Wednesday, July 29, 2009

Bits and pieces

Slightly scary paragraph of the day:
Taser CEO Rick Smith and his brother, Chairman Tom Smith, unveiled the new device [a Taser that can shoot three barbs at once] to hundreds of law enforcement officers and distributors at the company's annual conference yesterday. They stood on stage, each holding two new Tasers, and fired six rounds a piece at metal targets to whoops and applause.
Don't worry, they're non-lethal. Right?

Garth-George-interest news of the day:
A Bay of Plenty baker has scooped New Zealand's best pie award for a record third time. Pat Lam [no relation... probably] of Gold Star Patrick's Pies in Tauranga won the supreme award with his creamy bacon, mushroom and cheese pie, the winner of the gourmet meat category.
Can't wait for tomorrow's column.

Advertorial of the day:
Ruby Giblin, 3, was among the thousands of Wagamama customers to tuck into a plate of free noodles yesterday when the restaurant declared it National Noodle Day and gave away free lunches at its five stores in Auckland, Wellington and Christchurch. Its Queen's Wharf, Wellington store gave away the most meals (472) closely followed by its Auckland's [sic] store in the Metropolis hotel with 470 meals.
Accompanied, of course, by a giant picture of a child attempting to eat noodles. It's good to know that, despite staff cuts, the Herald still has enough journalists to cover the big stories.


Also, can I just point out that the Herald I bought today came stuffed with not one, not two, but three identical copies of the Herald Jobs supplement. If that's intended as a hint: I just got a job, thanks very much! But as a solution to the general employment crisis it's inspired.

Only one copy of Viva, unfortunately.


  1. You don't imagine a journalist went anywhere near that Wagamama story, do you? It has "Press release" written all over it.

  2. Indeed. Well that's even worse...

  3. I hear they can cover anything within walking distance. If it's really big they can drive.
    But no sleep-overs.

  4. They do have the District Court right across the street, which is handy for crime coverage...

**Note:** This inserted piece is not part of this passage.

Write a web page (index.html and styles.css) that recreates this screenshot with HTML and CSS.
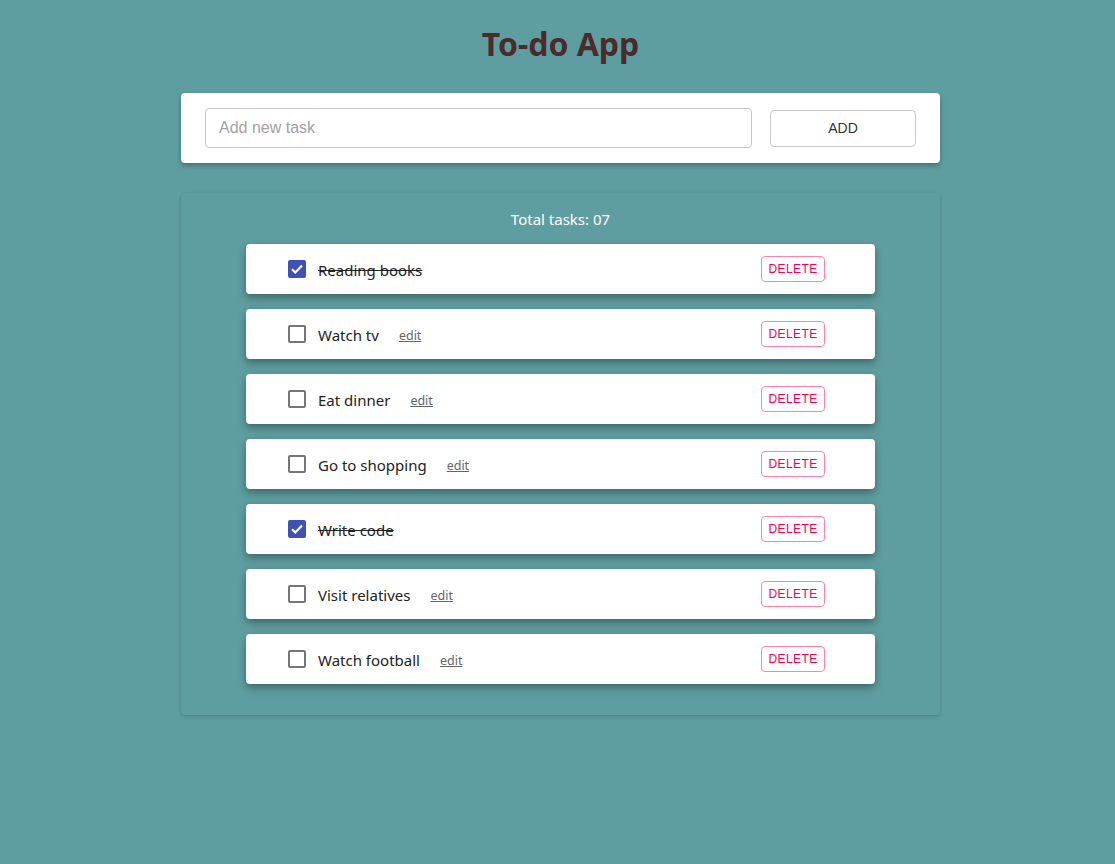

  5. What would you idiots know? That was "reporting", not journalism. There's an important difference. Reporters just go out and write about whatever they see, with no interpretation whatsoever.

  6. I can't tell whether George is being ironic. For a start, reporters are journalists, right? Then there's the aspect of it being basically a press release for a restaurant chain - unless 'National Noodle Day' has some significance that I'm missing. Surely, even if reporters 'just go out and write about whatever they see' that doesn't mean that everything they see is worthy of being in a major newspaper.

  7. Off topic...

    Picture caption:
    "Rob Mokaraka came at police with a meat cleaver."

    "...he advanced...with what appeared to be a firearm wrapped in a towel..."

    One of these things is not like the other?

  8. Rather than 'national noodle day', they should have called it 'national loss of dignity day'. Is there anything more pathetic that seeing people queing for more than an hour to get $15 worth of free food? Show some fucking pride, people.

  9. noizy: Perhaps a meat cleaver wrapped in a towel. Yeah, that makes sense.

    JP: "$15 worth".

  10. I think he had a meat cleaver visible and two knives wrapped in a towel which the police (not unreasonably I suppose) took to be a firearm. Due to the towel-wrapping.